In an agent-based environment the IP can be used in two ways:

– between the user and the agent

– between the agent and the external environment

When the IP is placed between the user and the agent, there will be no exchange of personal data

from the user to the agent without the approval of the IP and the user. In this way, the user cancontrol the amount of personal data that is recorded by the agent. This option could be used to

protect the user against threats to privacy caused by agent-providers.

Placing the IP between the agent and the external environment gives the agent comprehensive

powers to obtain and record personal data from its user. The IP will help the agent to protect the

personal data of its user against unwanted dispersion.

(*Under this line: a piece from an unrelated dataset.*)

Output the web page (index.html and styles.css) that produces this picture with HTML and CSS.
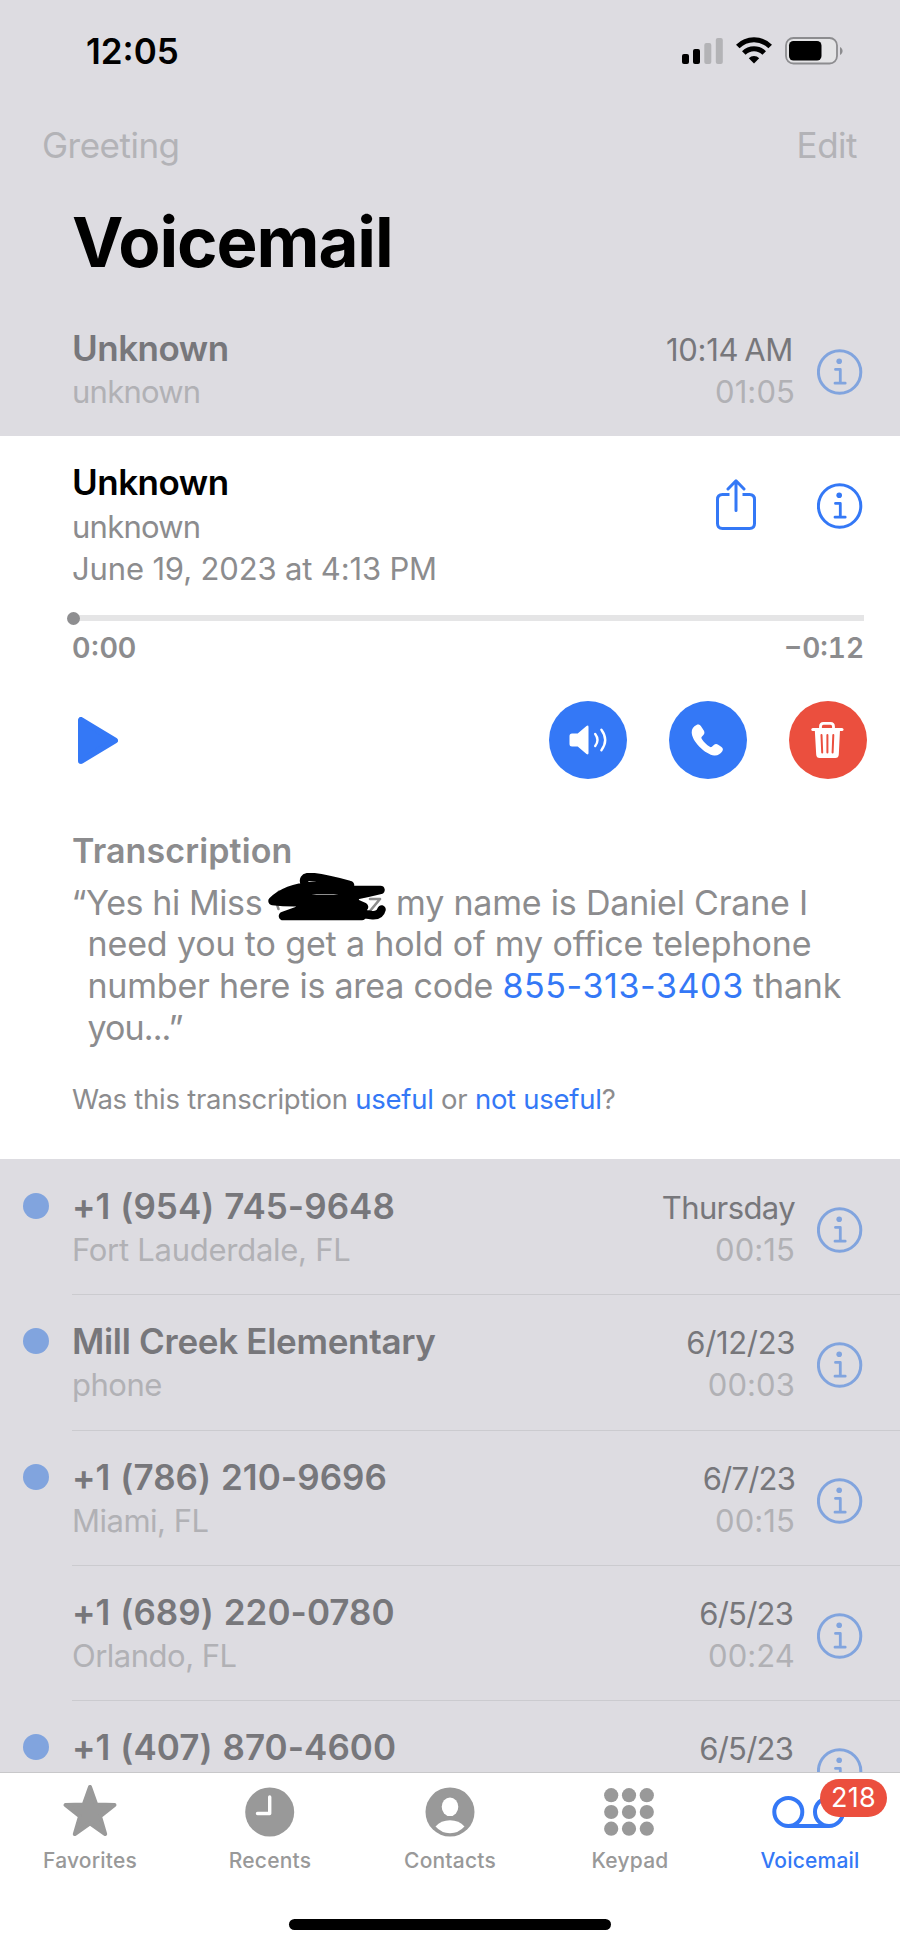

The PETs described in appendix A and (Hes, R. and Borking, J. editors, 1998, revised edition) to

implement an IP are only capable of managing some of the threats. To manage the remaining

threats, existing security technologies that are not yet defined as PETs need to be applied in such a

way that they can improve the privacy of individuals. Eventually, these technologies will also be

called PETs.

 

Irrespective of the fact that privacy is not a commodity but a fundamental human right, it has to be

said that the protection of an individual’s privacy is still the individual’s own responsibility and

choice. It is therefore up to each individual whether to protect it or not. This leaves the individual

with the consideration of whether or not to use PETs to secure his or her agent. If the individual

chooses to protect his or her privacy, he or she still needs to make a choice about the extent of the

protection offered by the PETs. The extent of protection could be defined by the relationship the

individual has with his or her environment. This relationship can consist of political, social, public,

or other kinds of interactions. If the individual decides to take an agent with PETs with a high

degree of privacy protection, this will have consequences for the performance of the agent.